**INFORMATION SHOWN**

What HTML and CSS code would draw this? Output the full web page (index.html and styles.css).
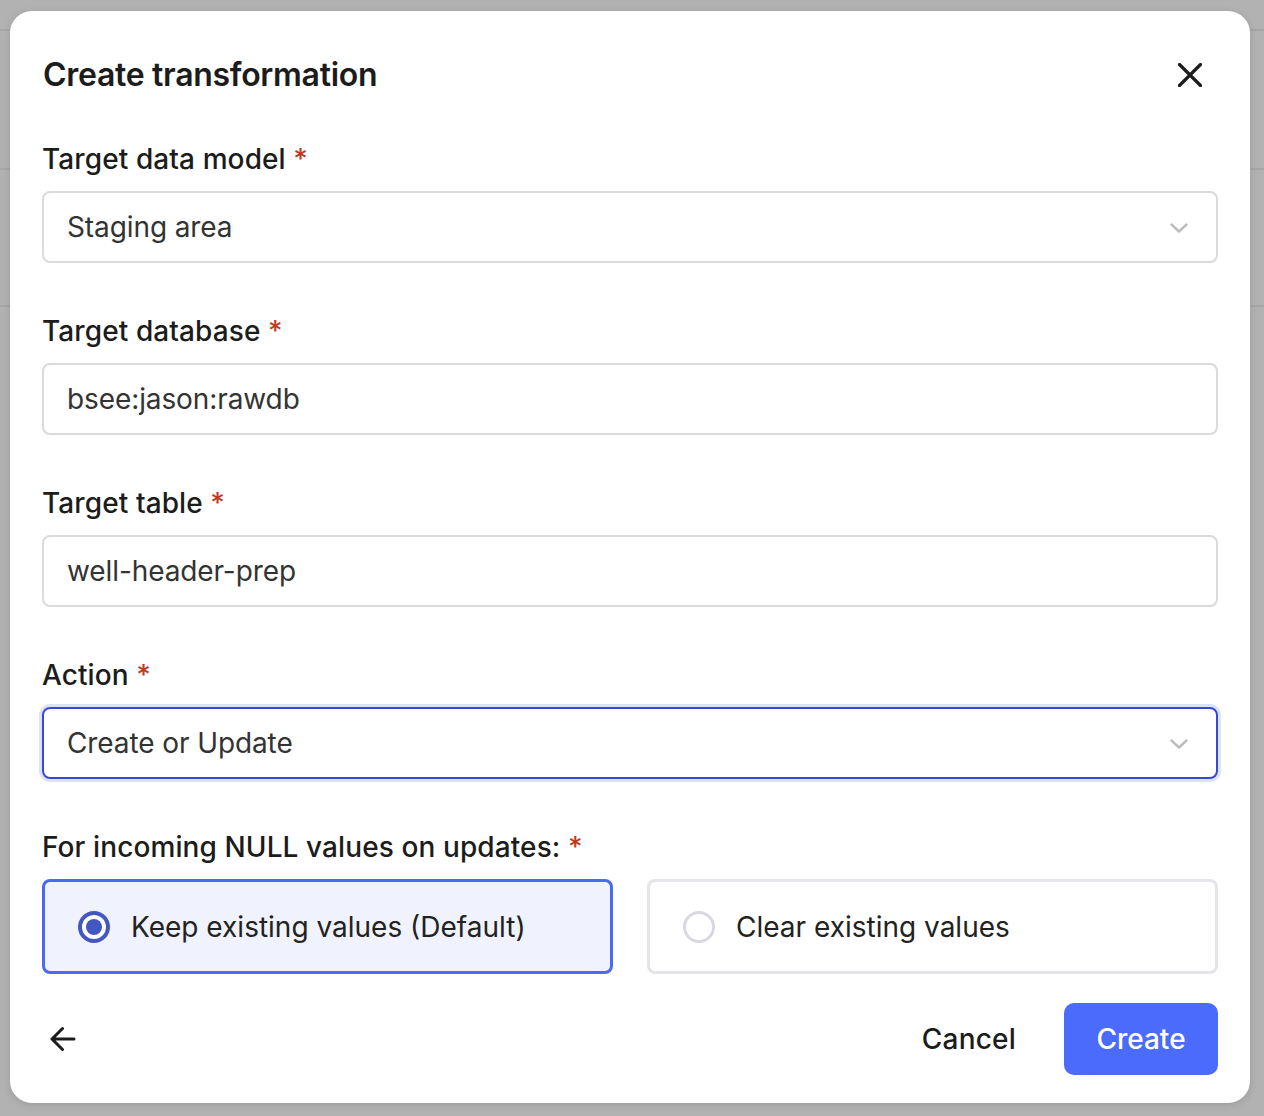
FILE: index.html
```html
<!DOCTYPE html>
<html lang="en">
<head>
<meta charset="utf-8">
<title>Create transformation</title>
<link rel="stylesheet" href="styles.css">
</head>
<body>
<div class="page">
  <div class="page-row r1"></div>
  <div class="page-row r2"></div>
  <div class="page-row r3"></div>
</div>
<div class="modal" role="dialog">
  <div class="modal-header">
    <h1 class="modal-title">Create transformation</h1>
    <svg class="close" width="24" height="24" viewBox="0 0 24 24" fill="none" stroke="#1c1c1c" stroke-width="3.2" stroke-linecap="round"><path d="M1.5 1.5 L22.5 22.5 M22.5 1.5 L1.5 22.5"/></svg>
  </div>
  <div class="form">
    <div class="field">
      <div class="label">Target data model <span class="req">*</span></div>
      <div class="input select"><span>Staging area</span>
        <svg class="chev" width="18" height="10" viewBox="0 0 18 10" fill="none" stroke="#bdbdbd" stroke-width="2.4" stroke-linecap="round" stroke-linejoin="round"><path d="M1.5 1.5 L9 8.5 L16.5 1.5"/></svg>
      </div>
    </div>
    <div class="field">
      <div class="label">Target database <span class="req">*</span></div>
      <div class="input"><span>bsee:jason:rawdb</span></div>
    </div>
    <div class="field">
      <div class="label">Target table <span class="req">*</span></div>
      <div class="input"><span>well-header-prep</span></div>
    </div>
    <div class="field">
      <div class="label">Action <span class="req">*</span></div>
      <div class="input select focused"><span>Create or Update</span>
        <svg class="chev" width="18" height="10" viewBox="0 0 18 10" fill="none" stroke="#bdbdbd" stroke-width="2.4" stroke-linecap="round" stroke-linejoin="round"><path d="M1.5 1.5 L9 8.5 L16.5 1.5"/></svg>
      </div>
    </div>
    <div class="field">
      <div class="label">For incoming NULL values on updates: <span class="req">*</span></div>
      <div class="radios">
        <div class="radio-card selected">
          <span class="radio on"></span>
          <span class="radio-text">Keep existing values (Default)</span>
        </div>
        <div class="radio-card">
          <span class="radio"></span>
          <span class="radio-text">Clear existing values</span>
        </div>
      </div>
    </div>
  </div>
  <div class="footer">
    <svg class="back" width="26" height="26" viewBox="0 0 26 26" fill="none" stroke="#1c1c1c" stroke-width="3" stroke-linecap="round" stroke-linejoin="round"><path d="M2 13 H24 M12.5 2.5 L2 13 L12.5 23.5"/></svg>
    <div class="actions">
      <span class="cancel">Cancel</span>
      <span class="btn-primary">Create</span>
    </div>
  </div>
</div>
</body>
</html>
```
FILE: styles.css
```css
* { box-sizing: border-box; }
html, body { margin: 0; padding: 0; }
body {
  width: 1264px;
  height: 1116px;
  background: #b2b2b2;
  font-family: Inter, "Noto Sans", "Liberation Sans", sans-serif;
  overflow: hidden;
  position: relative;
}
.page { display: flex; flex-direction: column; }
.page-row { border-bottom: 2px solid #a6a6a6; }
.r1 { height: 31px; }
.r2 { height: 139px; }
.r3 { height: 137px; }

.modal {
  position: absolute;
  left: 10px;
  top: 11px;
  width: 1240px;
  height: 1092px;
  background: #fff;
  border-radius: 22px;
  box-shadow: 0 2px 8px rgba(0,0,0,0.12);
  padding: 46px 32px 28px;
  display: flex;
  flex-direction: column;
  color: #1c1c1c;
}
.modal-header {
  display: flex;
  justify-content: space-between;
  align-items: center;
  height: 36px;
}
.modal-title {
  margin: 0;
  font-size: 32px;
  font-weight: 600;
  line-height: 36px;
  letter-spacing: -0.3px;
  padding-left: 1px;
}
.close { margin-right: 16px; }

.form {
  margin-top: 50px;
  display: flex;
  flex-direction: column;
  gap: 52px;
}
.field { display: flex; flex-direction: column; gap: 16px; }
.label {
  font-size: 28px;
  font-weight: 500;
  line-height: 32px;
  letter-spacing: 0.1px;
}
.req { color: #c13a1f; }
.input {
  height: 72px;
  border: 2px solid #dadada;
  border-radius: 8px;
  padding: 0 28px 0 23px;
  display: flex;
  align-items: center;
  justify-content: space-between;
  font-size: 28px;
  letter-spacing: -0.1px;
  color: #333;
}
.input.focused {
  border-color: #3549d6;
  box-shadow: 0 0 0 3px #dde2fb;
}
.chev { margin-top: 2px; }

.radios {
  display: grid;
  grid-template-columns: 1fr 1fr;
  gap: 34px;
}
.radio-card {
  height: 95px;
  border: 3px solid #e4e4e9;
  border-radius: 8px;
  display: flex;
  align-items: center;
  padding: 0 33px;
  gap: 21px;
  font-size: 28px;
  color: #222;
}
.radio-card.selected {
  border-color: #4b69f7;
  background: #f0f3fe;
}
.radio {
  width: 32px;
  height: 32px;
  border-radius: 50%;
  border: 3px solid #d8d8e0;
  background: #fff;
  flex: none;
  display: flex;
  align-items: center;
  justify-content: center;
}
.radio.on { border: 4px solid #4357c0; }
.radio.on::after {
  content: "";
  width: 16px;
  height: 16px;
  border-radius: 50%;
  background: #4357c0;
}

.footer {
  margin-top: 29px;
  display: flex;
  justify-content: space-between;
  align-items: center;
}
.back { margin-left: 8px; }
.actions { display: flex; align-items: center; gap: 48px; }
.cancel { font-size: 28px; font-weight: 500; letter-spacing: 0.2px; color: #1c1c1c; }
.btn-primary {
  height: 72px;
  width: 154px;
  border-radius: 10px;
  background: #4a6bfb;
  color: #fff;
  font-size: 28px;
  font-weight: 500;
  display: flex;
  align-items: center;
  justify-content: center;
}
```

**WHAT YOU NEED TO DO**
Omit any images, then output the listing exactly.

**EXPECTED ANSWER**
What HTML and CSS code would draw this? Output the full web page (index.html and styles.css).
FILE: index.html
```html
<!DOCTYPE html>
<html lang="en">
<head>
<meta charset="utf-8">
<title>Create transformation</title>
<link rel="stylesheet" href="styles.css">
</head>
<body>
<div class="page">
  <div class="page-row r1"></div>
  <div class="page-row r2"></div>
  <div class="page-row r3"></div>
</div>
<div class="modal" role="dialog">
  <div class="modal-header">
    <h1 class="modal-title">Create transformation</h1>
    <svg class="close" width="24" height="24" viewBox="0 0 24 24" fill="none" stroke="#1c1c1c" stroke-width="3.2" stroke-linecap="round"><path d="M1.5 1.5 L22.5 22.5 M22.5 1.5 L1.5 22.5"/></svg>
  </div>
  <div class="form">
    <div class="field">
      <div class="label">Target data model <span class="req">*</span></div>
      <div class="input select"><span>Staging area</span>
        <svg class="chev" width="18" height="10" viewBox="0 0 18 10" fill="none" stroke="#bdbdbd" stroke-width="2.4" stroke-linecap="round" stroke-linejoin="round"><path d="M1.5 1.5 L9 8.5 L16.5 1.5"/></svg>
      </div>
    </div>
    <div class="field">
      <div class="label">Target database <span class="req">*</span></div>
      <div class="input"><span>bsee:jason:rawdb</span></div>
    </div>
    <div class="field">
      <div class="label">Target table <span class="req">*</span></div>
      <div class="input"><span>well-header-prep</span></div>
    </div>
    <div class="field">
      <div class="label">Action <span class="req">*</span></div>
      <div class="input select focused"><span>Create or Update</span>
        <svg class="chev" width="18" height="10" viewBox="0 0 18 10" fill="none" stroke="#bdbdbd" stroke-width="2.4" stroke-linecap="round" stroke-linejoin="round"><path d="M1.5 1.5 L9 8.5 L16.5 1.5"/></svg>
      </div>
    </div>
    <div class="field">
      <div class="label">For incoming NULL values on updates: <span class="req">*</span></div>
      <div class="radios">
        <div class="radio-card selected">
          <span class="radio on"></span>
          <span class="radio-text">Keep existing values (Default)</span>
        </div>
        <div class="radio-card">
          <span class="radio"></span>
          <span class="radio-text">Clear existing values</span>
        </div>
      </div>
    </div>
  </div>
  <div class="footer">
    <svg class="back" width="26" height="26" viewBox="0 0 26 26" fill="none" stroke="#1c1c1c" stroke-width="3" stroke-linecap="round" stroke-linejoin="round"><path d="M2 13 H24 M12.5 2.5 L2 13 L12.5 23.5"/></svg>
    <div class="actions">
      <span class="cancel">Cancel</span>
      <span class="btn-primary">Create</span>
    </div>
  </div>
</div>
</body>
</html>
```
FILE: styles.css
```css
* { box-sizing: border-box; }
html, body { margin: 0; padding: 0; }
body {
  width: 1264px;
  height: 1116px;
  background: #b2b2b2;
  font-family: Inter, "Noto Sans", "Liberation Sans", sans-serif;
  overflow: hidden;
  position: relative;
}
.page { display: flex; flex-direction: column; }
.page-row { border-bottom: 2px solid #a6a6a6; }
.r1 { height: 31px; }
.r2 { height: 139px; }
.r3 { height: 137px; }

.modal {
  position: absolute;
  left: 10px;
  top: 11px;
  width: 1240px;
  height: 1092px;
  background: #fff;
  border-radius: 22px;
  box-shadow: 0 2px 8px rgba(0,0,0,0.12);
  padding: 46px 32px 28px;
  display: flex;
  flex-direction: column;
  color: #1c1c1c;
}
.modal-header {
  display: flex;
  justify-content: space-between;
  align-items: center;
  height: 36px;
}
.modal-title {
  margin: 0;
  font-size: 32px;
  font-weight: 600;
  line-height: 36px;
  letter-spacing: -0.3px;
  padding-left: 1px;
}
.close { margin-right: 16px; }

.form {
  margin-top: 50px;
  display: flex;
  flex-direction: column;
  gap: 52px;
}
.field { display: flex; flex-direction: column; gap: 16px; }
.label {
  font-size: 28px;
  font-weight: 500;
  line-height: 32px;
  letter-spacing: 0.1px;
}
.req { color: #c13a1f; }
.input {
  height: 72px;
  border: 2px solid #dadada;
  border-radius: 8px;
  padding: 0 28px 0 23px;
  display: flex;
  align-items: center;
  justify-content: space-between;
  font-size: 28px;
  letter-spacing: -0.1px;
  color: #333;
}
.input.focused {
  border-color: #3549d6;
  box-shadow: 0 0 0 3px #dde2fb;
}
.chev { margin-top: 2px; }

.radios {
  display: grid;
  grid-template-columns: 1fr 1fr;
  gap: 34px;
}
.radio-card {
  height: 95px;
  border: 3px solid #e4e4e9;
  border-radius: 8px;
  display: flex;
  align-items: center;
  padding: 0 33px;
  gap: 21px;
  font-size: 28px;
  color: #222;
}
.radio-card.selected {
  border-color: #4b69f7;
  background: #f0f3fe;
}
.radio {
  width: 32px;
  height: 32px;
  border-radius: 50%;
  border: 3px solid #d8d8e0;
  background: #fff;
  flex: none;
  display: flex;
  align-items: center;
  justify-content: center;
}
.radio.on { border: 4px solid #4357c0; }
.radio.on::after {
  content: "";
  width: 16px;
  height: 16px;
  border-radius: 50%;
  background: #4357c0;
}

.footer {
  margin-top: 29px;
  display: flex;
  justify-content: space-between;
  align-items: center;
}
.back { margin-left: 8px; }
.actions { display: flex; align-items: center; gap: 48px; }
.cancel { font-size: 28px; font-weight: 500; letter-spacing: 0.2px; color: #1c1c1c; }
.btn-primary {
  height: 72px;
  width: 154px;
  border-radius: 10px;
  background: #4a6bfb;
  color: #fff;
  font-size: 28px;
  font-weight: 500;
  display: flex;
  align-items: center;
  justify-content: center;
}
```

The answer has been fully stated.